LB: I met someone at a party and after five minutes he said to me “You’re a runner.” I took him literally and told him I used to run track in high school and then he said, “No, you’re a runner like this: Imagine a group of people walking along. You’re in that group but this is boring to you so you take off running! Everyone in the group laughs at you as you run off, but you don’t care. Soon, you start to notice people running to join you, and before you know it, you’re back in a group. You slow down for a bit and you walk along for a little while – until you get bored and start running again. Never stop doing this.”  I understood what he meant then.
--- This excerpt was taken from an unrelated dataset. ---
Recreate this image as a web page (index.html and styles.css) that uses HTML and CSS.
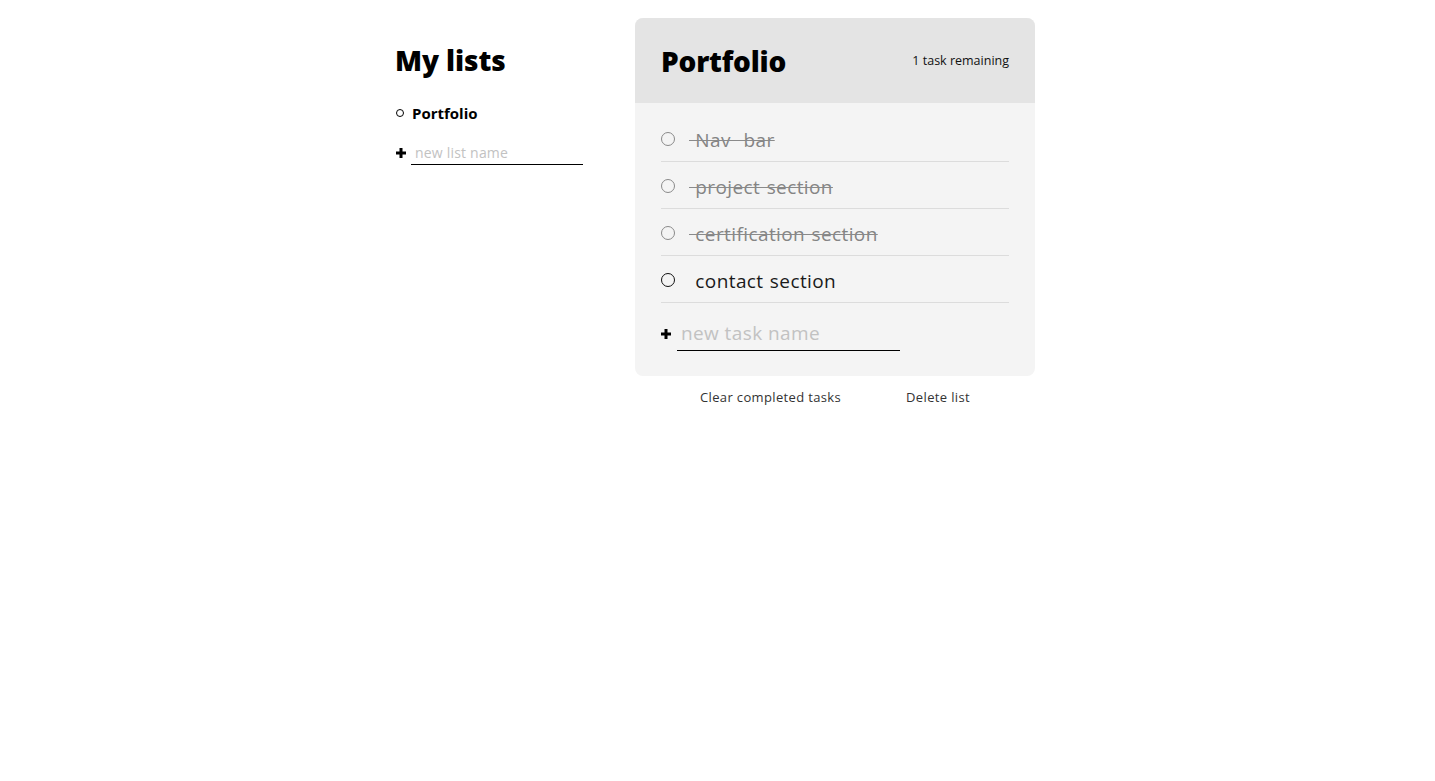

And I will never stop running.

ENTITY: What is your secret to work-life balance? Is there one?

LB: I don’t think there is a secret! Something is always sacrificed. I had my two daughters 17 years apart, in part because I felt with my first daughter, I never spent as much time with her as I would have liked because I had just started the business and was working long hours each day. With my youngest, I had a nanny and that helped, but I had the same guilt about not being able to spend more time with her. My oldest daughter works for Pinup Girl now as our photo coordinator and in-house photographer. It’s so great being able to work with her.

ENTITY: What are some challenges that come with running your own business?

LB: The work/life balance, of course. Also, in my case, the problem of me being a highly creative type, who is also trying to run Pinup Girl as a business. I recently replaced myself as CEO, and I couldn’t be happier. When I started the company in 1997, I did literally everything, from designing to sewing to managing the website, to shipping. I realized that 20 years on, even though I had a full staff, I was still doing many of those things, as a manager of employees who were doing those things. I was spending six to eight hours a day managing projects and people at the office, then going home and trying to design and sketch and plan out the next season’s collections.

It wasn’t working. I started having panic attacks and not understanding that it was because I was completely overwhelmed and that most artists don’t also run the companies that are started to support the artist. I had never before thought of it that way – that Pinup Girl was launched to sell my designs, and that the entire point of the company was to support me as an artist. After I made that realization, I was able to let my company support me, instead of the other way around.

ENTITY spoke to Laura Byrnes, founder of Pinup Girl Clothing, about her journey to success.

Laura Byrnes’ story is proof that mistakes are only an opportunity to grow because she knows that #WomenThatDo “can and will do anything.”